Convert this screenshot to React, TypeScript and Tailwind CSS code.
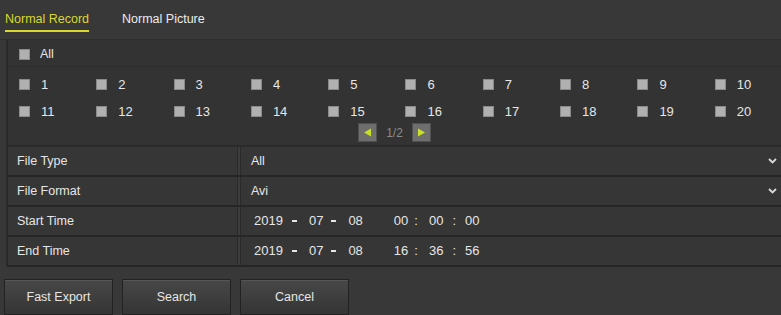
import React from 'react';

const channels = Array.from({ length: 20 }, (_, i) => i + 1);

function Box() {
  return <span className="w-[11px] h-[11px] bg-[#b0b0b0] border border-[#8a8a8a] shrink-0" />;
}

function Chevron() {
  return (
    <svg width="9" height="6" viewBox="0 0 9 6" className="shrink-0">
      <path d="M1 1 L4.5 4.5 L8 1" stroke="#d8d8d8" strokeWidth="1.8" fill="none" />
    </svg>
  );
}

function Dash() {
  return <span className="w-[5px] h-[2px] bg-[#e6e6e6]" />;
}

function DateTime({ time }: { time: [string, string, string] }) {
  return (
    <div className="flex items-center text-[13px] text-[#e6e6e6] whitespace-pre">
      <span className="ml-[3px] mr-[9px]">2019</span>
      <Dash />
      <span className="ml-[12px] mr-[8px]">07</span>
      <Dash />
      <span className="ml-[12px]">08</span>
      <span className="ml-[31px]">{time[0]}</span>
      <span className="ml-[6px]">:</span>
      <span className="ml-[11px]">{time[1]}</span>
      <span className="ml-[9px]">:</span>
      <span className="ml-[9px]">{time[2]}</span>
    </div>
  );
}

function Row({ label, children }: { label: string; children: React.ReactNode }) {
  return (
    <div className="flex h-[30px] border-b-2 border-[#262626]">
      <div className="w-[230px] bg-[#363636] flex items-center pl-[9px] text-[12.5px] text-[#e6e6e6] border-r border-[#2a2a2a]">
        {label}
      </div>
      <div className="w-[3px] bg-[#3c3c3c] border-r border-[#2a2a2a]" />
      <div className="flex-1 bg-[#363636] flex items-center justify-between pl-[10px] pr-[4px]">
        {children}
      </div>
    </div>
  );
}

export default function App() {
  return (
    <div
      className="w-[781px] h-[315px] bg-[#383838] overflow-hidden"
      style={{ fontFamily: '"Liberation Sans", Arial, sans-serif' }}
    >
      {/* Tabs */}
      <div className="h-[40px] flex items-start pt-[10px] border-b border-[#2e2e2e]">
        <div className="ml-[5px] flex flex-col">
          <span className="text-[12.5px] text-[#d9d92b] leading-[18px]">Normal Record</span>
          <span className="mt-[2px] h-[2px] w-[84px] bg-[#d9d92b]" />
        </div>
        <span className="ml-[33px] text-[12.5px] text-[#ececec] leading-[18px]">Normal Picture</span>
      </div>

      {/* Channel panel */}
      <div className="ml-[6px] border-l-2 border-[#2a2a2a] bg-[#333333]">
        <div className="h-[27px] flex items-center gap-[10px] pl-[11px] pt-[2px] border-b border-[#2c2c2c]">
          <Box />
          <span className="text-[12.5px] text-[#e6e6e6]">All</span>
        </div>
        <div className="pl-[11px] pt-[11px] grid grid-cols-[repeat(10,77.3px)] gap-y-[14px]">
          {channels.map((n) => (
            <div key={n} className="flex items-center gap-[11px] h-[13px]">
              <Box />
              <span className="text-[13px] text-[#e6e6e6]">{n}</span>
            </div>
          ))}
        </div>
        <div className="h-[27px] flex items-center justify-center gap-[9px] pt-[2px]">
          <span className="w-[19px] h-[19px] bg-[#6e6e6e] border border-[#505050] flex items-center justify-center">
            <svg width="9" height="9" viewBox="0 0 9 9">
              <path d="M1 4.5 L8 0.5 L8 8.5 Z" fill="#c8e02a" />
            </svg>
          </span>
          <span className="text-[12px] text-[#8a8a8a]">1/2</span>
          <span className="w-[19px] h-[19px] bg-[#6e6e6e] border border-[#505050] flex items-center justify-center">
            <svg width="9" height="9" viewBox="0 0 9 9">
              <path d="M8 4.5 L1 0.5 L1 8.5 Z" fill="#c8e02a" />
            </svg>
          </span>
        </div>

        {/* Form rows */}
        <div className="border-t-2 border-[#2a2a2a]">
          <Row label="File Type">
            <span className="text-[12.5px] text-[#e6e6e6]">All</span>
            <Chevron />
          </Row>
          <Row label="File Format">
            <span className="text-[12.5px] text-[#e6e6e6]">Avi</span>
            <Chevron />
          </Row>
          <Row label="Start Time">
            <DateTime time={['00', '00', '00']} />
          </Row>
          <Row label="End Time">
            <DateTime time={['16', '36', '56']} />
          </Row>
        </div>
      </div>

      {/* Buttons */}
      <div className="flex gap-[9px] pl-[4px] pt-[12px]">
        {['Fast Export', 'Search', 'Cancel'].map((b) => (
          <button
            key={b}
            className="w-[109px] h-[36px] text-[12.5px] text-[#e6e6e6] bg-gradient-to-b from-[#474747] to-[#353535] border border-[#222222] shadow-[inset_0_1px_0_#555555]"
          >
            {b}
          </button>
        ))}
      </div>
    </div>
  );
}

━━━━━━━━━━━━━━━━

■ **Directions**
Omitting all images, print the listing exactly.

■ **Reply**
Convert this screenshot to React, TypeScript and Tailwind CSS code.
import React from 'react';

const channels = Array.from({ length: 20 }, (_, i) => i + 1);

function Box() {
  return <span className="w-[11px] h-[11px] bg-[#b0b0b0] border border-[#8a8a8a] shrink-0" />;
}

function Chevron() {
  return (
    <svg width="9" height="6" viewBox="0 0 9 6" className="shrink-0">
      <path d="M1 1 L4.5 4.5 L8 1" stroke="#d8d8d8" strokeWidth="1.8" fill="none" />
    </svg>
  );
}

function Dash() {
  return <span className="w-[5px] h-[2px] bg-[#e6e6e6]" />;
}

function DateTime({ time }: { time: [string, string, string] }) {
  return (
    <div className="flex items-center text-[13px] text-[#e6e6e6] whitespace-pre">
      <span className="ml-[3px] mr-[9px]">2019</span>
      <Dash />
      <span className="ml-[12px] mr-[8px]">07</span>
      <Dash />
      <span className="ml-[12px]">08</span>
      <span className="ml-[31px]">{time[0]}</span>
      <span className="ml-[6px]">:</span>
      <span className="ml-[11px]">{time[1]}</span>
      <span className="ml-[9px]">:</span>
      <span className="ml-[9px]">{time[2]}</span>
    </div>
  );
}

function Row({ label, children }: { label: string; children: React.ReactNode }) {
  return (
    <div className="flex h-[30px] border-b-2 border-[#262626]">
      <div className="w-[230px] bg-[#363636] flex items-center pl-[9px] text-[12.5px] text-[#e6e6e6] border-r border-[#2a2a2a]">
        {label}
      </div>
      <div className="w-[3px] bg-[#3c3c3c] border-r border-[#2a2a2a]" />
      <div className="flex-1 bg-[#363636] flex items-center justify-between pl-[10px] pr-[4px]">
        {children}
      </div>
    </div>
  );
}

export default function App() {
  return (
    <div
      className="w-[781px] h-[315px] bg-[#383838] overflow-hidden"
      style={{ fontFamily: '"Liberation Sans", Arial, sans-serif' }}
    >
      {/* Tabs */}
      <div className="h-[40px] flex items-start pt-[10px] border-b border-[#2e2e2e]">
        <div className="ml-[5px] flex flex-col">
          <span className="text-[12.5px] text-[#d9d92b] leading-[18px]">Normal Record</span>
          <span className="mt-[2px] h-[2px] w-[84px] bg-[#d9d92b]" />
        </div>
        <span className="ml-[33px] text-[12.5px] text-[#ececec] leading-[18px]">Normal Picture</span>
      </div>

      {/* Channel panel */}
      <div className="ml-[6px] border-l-2 border-[#2a2a2a] bg-[#333333]">
        <div className="h-[27px] flex items-center gap-[10px] pl-[11px] pt-[2px] border-b border-[#2c2c2c]">
          <Box />
          <span className="text-[12.5px] text-[#e6e6e6]">All</span>
        </div>
        <div className="pl-[11px] pt-[11px] grid grid-cols-[repeat(10,77.3px)] gap-y-[14px]">
          {channels.map((n) => (
            <div key={n} className="flex items-center gap-[11px] h-[13px]">
              <Box />
              <span className="text-[13px] text-[#e6e6e6]">{n}</span>
            </div>
          ))}
        </div>
        <div className="h-[27px] flex items-center justify-center gap-[9px] pt-[2px]">
          <span className="w-[19px] h-[19px] bg-[#6e6e6e] border border-[#505050] flex items-center justify-center">
            <svg width="9" height="9" viewBox="0 0 9 9">
              <path d="M1 4.5 L8 0.5 L8 8.5 Z" fill="#c8e02a" />
            </svg>
          </span>
          <span className="text-[12px] text-[#8a8a8a]">1/2</span>
          <span className="w-[19px] h-[19px] bg-[#6e6e6e] border border-[#505050] flex items-center justify-center">
            <svg width="9" height="9" viewBox="0 0 9 9">
              <path d="M8 4.5 L1 0.5 L1 8.5 Z" fill="#c8e02a" />
            </svg>
          </span>
        </div>

        {/* Form rows */}
        <div className="border-t-2 border-[#2a2a2a]">
          <Row label="File Type">
            <span className="text-[12.5px] text-[#e6e6e6]">All</span>
            <Chevron />
          </Row>
          <Row label="File Format">
            <span className="text-[12.5px] text-[#e6e6e6]">Avi</span>
            <Chevron />
          </Row>
          <Row label="Start Time">
            <DateTime time={['00', '00', '00']} />
          </Row>
          <Row label="End Time">
            <DateTime time={['16', '36', '56']} />
          </Row>
        </div>
      </div>

      {/* Buttons */}
      <div className="flex gap-[9px] pl-[4px] pt-[12px]">
        {['Fast Export', 'Search', 'Cancel'].map((b) => (
          <button
            key={b}
            className="w-[109px] h-[36px] text-[12.5px] text-[#e6e6e6] bg-gradient-to-b from-[#474747] to-[#353535] border border-[#222222] shadow-[inset_0_1px_0_#555555]"
          >
            {b}
          </button>
        ))}
      </div>
    </div>
  );
}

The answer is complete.